Let z = x+iy \in \mathbb{C}.

The (x,y)-plane is called the complex plane. We call the x-axis the real axis and we call the y-axis the imaginary axis.

The modulus (or absolute value, or length) of z is defined as |z| = \sqrt{z\overline{z}} = \sqrt{x^2+y^2}.

If we represent the complex number z = x+iy as a vector from the origin (0,0) to (x,y), then complex addition, z_1+z_2, corresponds to vector addition (geometrically called the parallelogram rule).

Triangle inequality

|z_1 + z_2|\leq |z_1|+|z_2|.

Polar form

We can write a complex number in polar form using x = r\cos\theta, y = r\sin\theta giving z = x+iy = r(\cos\theta + i\sin\theta). Here \theta is called the argument of z, written \theta = \arg(z), and r=|z| is the modulus of z.

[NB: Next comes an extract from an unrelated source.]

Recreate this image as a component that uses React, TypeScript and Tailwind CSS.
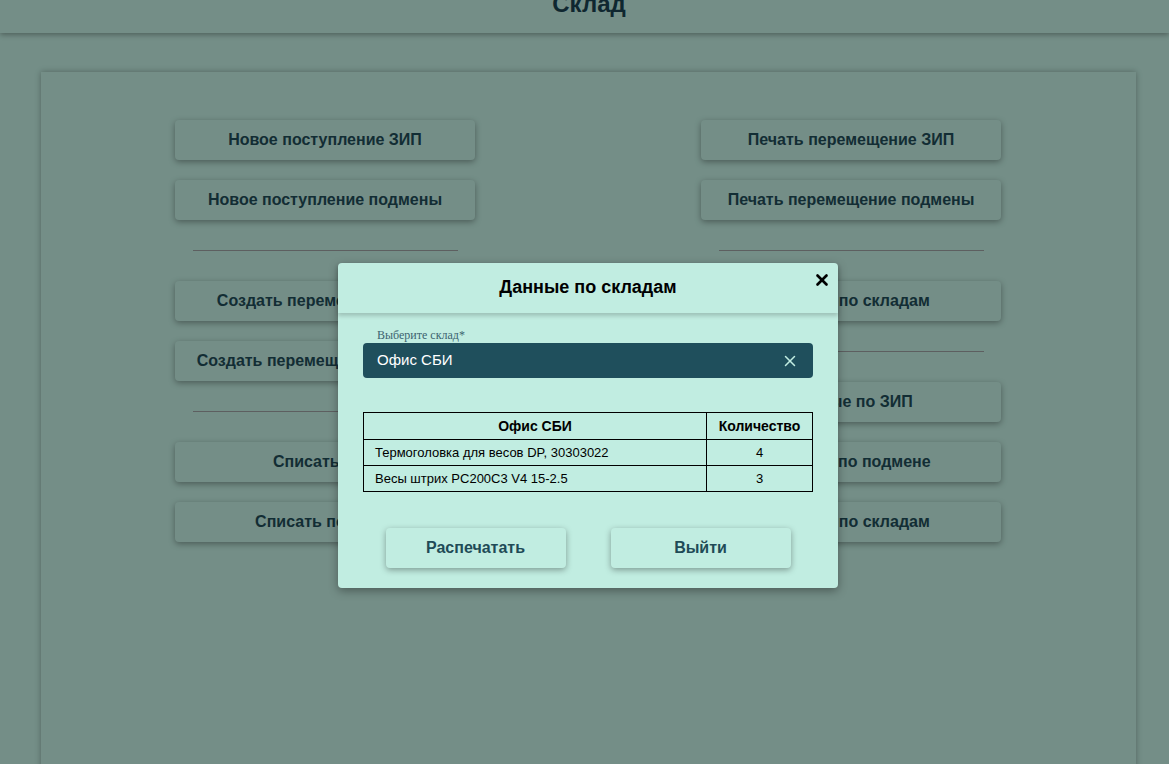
import { X } from 'lucide-react'

const font = { fontFamily: '"Liberation Sans", Arial, sans-serif' }

function MenuButton({ label }: { label: string }) {
  return (
    <button
      type="button"
      className="w-[300px] h-10 rounded-[4px] bg-[#c1ede1] shadow-[0_2px_6px_rgba(0,0,0,0.35)] text-[16px] font-bold text-[#1f4b57]"
    >
      {label}
    </button>
  )
}

function Divider() {
  return <div className="w-[265px] h-px bg-[#9b9fa0] mx-auto" />
}

const rows = [
  { name: 'Термоголовка для весов DP, 30303022', qty: 4 },
  { name: 'Весы штрих PC200C3 V4 15-2.5', qty: 3 },
]

export default function App() {
  return (
    <div className="relative h-[764px] overflow-hidden bg-[#c1ede1]" style={font}>
      {/* Header */}
      <div className="h-[33px] bg-[#c1ede1] shadow-[0_2px_5px_rgba(0,0,0,0.3)] relative z-10 flex justify-center pl-[9px]">
        <h1 className="-mt-[10px] text-[24px] leading-[28px] font-bold text-[#1a4250]">Склад</h1>
      </div>

      {/* Main card */}
      <div className="ml-[41px] mt-[39px] w-[1095px] h-[760px] bg-[#c1ede1] shadow-[0_0_6px_rgba(0,0,0,0.3)] pt-[48px] pl-[134px]">
        <div className="flex gap-[226px]">
          <div className="flex flex-col w-[300px]">
            <MenuButton label="Новое поступление ЗИП" />
            <div className="h-5" />
            <MenuButton label="Новое поступление подмены" />
            <div className="h-[30px]" />
            <Divider />
            <div className="h-[30px]" />
            <MenuButton label="Создать перемещение ЗИП" />
            <div className="h-5" />
            <MenuButton label="Создать перемещение подмены" />
            <div className="h-[30px]" />
            <Divider />
            <div className="h-[30px]" />
            <MenuButton label="Списать ЗИП" />
            <div className="h-5" />
            <MenuButton label="Списать подмену" />
          </div>
          <div className="flex flex-col w-[300px]">
            <MenuButton label="Печать перемещение ЗИП" />
            <div className="h-5" />
            <MenuButton label="Печать перемещение подмены" />
            <div className="h-[30px]" />
            <Divider />
            <div className="h-[30px]" />
            <MenuButton label="Данные по складам" />
            <div className="h-[30px]" />
            <Divider />
            <div className="h-[30px]" />
            <MenuButton label="Данные по ЗИП" />
            <div className="h-5" />
            <MenuButton label="Данные по подмене" />
            <div className="h-5" />
            <MenuButton label="Данные по складам" />
          </div>
        </div>
      </div>

      {/* Backdrop */}
      <div className="absolute inset-0 z-20 bg-black/40" />

      {/* Modal */}
      <div className="absolute z-30 left-[338px] top-[263px] w-[500px] rounded-[4px] bg-[#c1ede1] shadow-[0_3px_10px_rgba(0,0,0,0.35)] pb-5">
        <div className="relative h-[50px] flex items-center justify-center pb-px shadow-[0_3px_4px_rgba(0,0,0,0.18)]">
          <h2 className="text-[18px] font-bold text-black">Данные по складам</h2>
          <span className="absolute right-[7px] top-[8px]">
            <X size={18} strokeWidth={3.5} className="text-black" />
          </span>
        </div>

        <div className="px-[25px]">
          <div
            className="mt-[15px] pl-[14px] text-[12px] leading-[14px] text-[#3c6470]"
            style={{ fontFamily: '"Liberation Serif", "Times New Roman", serif' }}
          >
            Выберите склад*
          </div>
          <div className="mt-px h-[35px] rounded-[4px] bg-[#1f4f5c] flex items-center justify-between pl-[14px] pr-[14px]">
            <span className="text-[15px] text-white">Офис СБИ</span>
            <X size={18} strokeWidth={2} className="text-[#c1ede1]" />
          </div>

          <table className="mt-[34px] w-[450px] border-collapse text-black">
            <thead>
              <tr className="h-[27px]">
                <th className="border border-black text-[14px] font-bold w-[343px]">Офис СБИ</th>
                <th className="border border-black text-[14px] font-bold">Количество</th>
              </tr>
            </thead>
            <tbody>
              {rows.map((r) => (
                <tr key={r.name} className="h-[26px]">
                  <td className="border border-black text-[13px] pl-[11px]">{r.name}</td>
                  <td className="border border-black text-[13px] text-center">{r.qty}</td>
                </tr>
              ))}
            </tbody>
          </table>
        </div>

        <div className="mt-[36px] flex justify-center gap-[45px]">
          <button
            type="button"
            className="w-[180px] h-10 rounded-[4px] bg-[#c1ede1] shadow-[0_2px_6px_rgba(0,0,0,0.35)] text-[16px] font-bold text-[#1f4b57]"
          >
            Распечатать
          </button>
          <button
            type="button"
            className="w-[180px] h-10 rounded-[4px] bg-[#c1ede1] shadow-[0_2px_6px_rgba(0,0,0,0.35)] text-[16px] font-bold text-[#1f4b57]"
          >
            Выйти
          </button>
        </div>
      </div>
    </div>
  )
}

The argument is not unique: if \theta is an argument of z then so too is \theta + 2n\pi for any n\in \mathbb{Z}.

The principal argument of z is that \arg{z} such that -\pi < \arg(z) \leq \pi. It is denoted \mathrm{Arg}(z) and it is unique.

The polar form is useful to multiply, divide, power and root complex numbers: z_1z_2 = r_1r_2[\cos(\theta_1+\theta_2) + i\sin(\theta_1 + \theta_2)] \frac{z_1}{z_2} = \frac{r_1}{r_2}[\cos(\theta_1-\theta_2) + i\sin(\theta_1 - \theta_2)] That is,

• \arg{(z_1z_2)} = \arg{z_1} + \arg{z_2}
• \arg{(z_1/z_2)} = \arg{z_1} - \arg{z_2}
• |z_1z_2|=|z_1||z_2| = r_1r_2
• |z_1/z_2|=|z_1|/|z_2| = r_1/r_2

Powers and Roots

Complex exponential

For a complex varible z = x+iy, the complex exponential function is defined by e^z = \exp(z) = e^{x+iy} = e^x(\cos y + i\sin y).

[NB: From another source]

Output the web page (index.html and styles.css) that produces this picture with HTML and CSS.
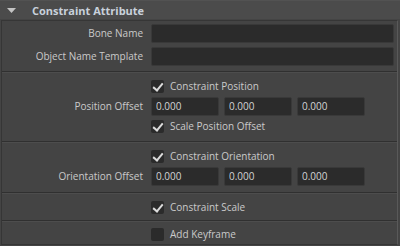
FILE: index.html
```html
<!DOCTYPE html>
<html lang="en">
<head>
    <meta charset="UTF-8">
    <meta name="viewport" content="width=device-width, initial-scale=1.0">
    <title>Constraint Attribute</title>
    <link rel="stylesheet" href="styles.css">
</head>
<body>
    <div class="header">
        <svg class="arrow" width="9" height="5" viewBox="0 0 9 5"><polygon points="0,0 9,0 4.5,5" fill="#c4c4c4"/></svg>
        <span class="title">Constraint Attribute</span>
    </div>

    <div class="panel">
        <div class="section first">
            <div class="row">
                <label class="label">Bone Name</label>
                <div class="field"><input type="text" class="text-input wide"></div>
            </div>
            <div class="row">
                <label class="label">Object Name Template</label>
                <div class="field"><input type="text" class="text-input wide"></div>
            </div>
        </div>

        <div class="section position">
            <div class="row">
                <span class="label"></span>
                <div class="field"><span class="check on"></span><span class="check-text">Constraint Position</span></div>
            </div>
            <div class="row">
                <label class="label">Position Offset</label>
                <div class="field">
                    <input type="text" class="text-input num" value="0.000">
                    <input type="text" class="text-input num" value="0.000">
                    <input type="text" class="text-input num" value="0.000">
                </div>
            </div>
            <div class="row">
                <span class="label"></span>
                <div class="field"><span class="check on"></span><span class="check-text">Scale Position Offset</span></div>
            </div>
        </div>

        <div class="section orientation">
            <div class="row">
                <span class="label"></span>
                <div class="field"><span class="check on"></span><span class="check-text">Constraint Orientation</span></div>
            </div>
            <div class="row">
                <label class="label">Orientation Offset</label>
                <div class="field">
                    <input type="text" class="text-input num" value="0.000">
                    <input type="text" class="text-input num" value="0.000">
                    <input type="text" class="text-input num" value="0.000">
                </div>
            </div>
        </div>

        <div class="section scale">
            <div class="row">
                <span class="label"></span>
                <div class="field"><span class="check on"></span><span class="check-text">Constraint Scale</span></div>
            </div>
        </div>

        <div class="section keyframe">
            <div class="row">
                <span class="label"></span>
                <div class="field"><span class="check"></span><span class="check-text">Add Keyframe</span></div>
            </div>
        </div>
    </div>
</body>
</html>
```

FILE: styles.css
```css
* {
    margin: 0;
    padding: 0;
    box-sizing: border-box;
    font-family: "Open Sans", Arial, sans-serif;
}

body {
    width: 400px;
    height: 246px;
    overflow: hidden;
    background-color: #444444;
    color: #cacaca;
    font-size: 10px;
}

.header {
    height: 19px;
    display: flex;
    align-items: center;
    padding-left: 7px;
    background-color: #4b4b4b;
    border-top: 1px solid #525252;
}

.arrow {
    display: block;
}

.title {
    margin-left: 16px;
    font-weight: bold;
    color: #c8d1db;
    font-size: 11px;
}

.panel {
    margin: 1px 2px 0 1px;
    border-top: 1px solid #363636;
    border-left: 1px solid #363636;
    border-right: 1px solid #595959;
    border-bottom: 1px solid #363636;
    background-color: #444444;
}

.section {
    padding: 4px 0 5px;
    border-top: 1px solid #303030;
    box-shadow: inset 0 1px 0 #4d4d4d;
}

.section.first {
    border-top: none;
    box-shadow: none;
    padding: 2px 0 5px;
    display: flex;
    flex-direction: column;
    gap: 3px;
}

.section.orientation {
    padding-bottom: 6px;
}

.section.scale {
    padding: 4px 0 3px;
}

.section.keyframe {
    padding: 3px 0 0;
}

.row {
    display: grid;
    grid-template-columns: 141px 1fr;
    column-gap: 8px;
    align-items: center;
    height: 20px;
}

.label {
    text-align: right;
    white-space: nowrap;
}

.field {
    display: flex;
    align-items: center;
    gap: 5px;
}

.text-input {
    height: 19px;
    padding: 0 4px;
    background-color: #2b2b2b;
    border: 1px solid #393939;
    border-radius: 2px;
    color: #d4d4d4;
    font-size: 10px;
    outline: none;
}

.text-input.wide {
    width: 243px;
}

.text-input.num {
    width: 68px;
}

.check {
    width: 13px;
    height: 13px;
    border-radius: 2px;
    background-color: #2b2b2b;
    flex-shrink: 0;
    position: relative;
}

.check.on::after {
    content: "";
    position: absolute;
    left: 4px;
    top: 1px;
    width: 4px;
    height: 8px;
    border-right: 2px solid #dcdcdc;
    border-bottom: 2px solid #dcdcdc;
    transform: rotate(40deg);
}

.check-text {
    margin-left: 1px;
    white-space: nowrap;
}
```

We also have |e^z| = e^x and \arg(e^z)= y.

Properties:

• e^{z_1}e^{z_2} = e^{z_1+z_2}
• e^{z_1}/e^{z_2} = e^{z_1-z_2}
• Periodicity: e^{z+2\pi i} = e^z

Note thus that saying e^{z_1}=e^{z_2} means that z_1 - z_2 = 2n\pi i for n\in \mathbb{Z}.

The polar form of a complex number, z=r(\cos\theta + i\sin\theta) can be written as z=re^{i\theta}.

Complex logarithm

For a complex varible z = x+iy \not= 0, the complex logarithm is defined as \ln(z) = \log_e|z| + i\arg{z} + 2n\pi i,\quad n\in \mathbb{Z}. Note that this is not a function as it has multiple outputs.

We use \log_e|z| for the real logarithm to distinguish it from the complex log, \ln z. The real logarithm \log_ex has domain x>0, while the complex logarithm \ln z has domain z\not=0.

Properties

• e^{\ln(z)} = z
• \ln(e^z) = z+2n\pi i
• \ln(z_1z_2) = \ln z_1 + \ln z_2
• \ln(z_1/z_2) = \ln z_1 - \ln z_2

The identities are correct up to a term 2n\pi i, n\in \mathbb{Z}.

The principal value of the complex logarithm, \ln z, is defined as \mathrm{Ln}(z) = \log_e|z| + i\mathrm{Arg}(z). This makes the complex log into a single-valued function.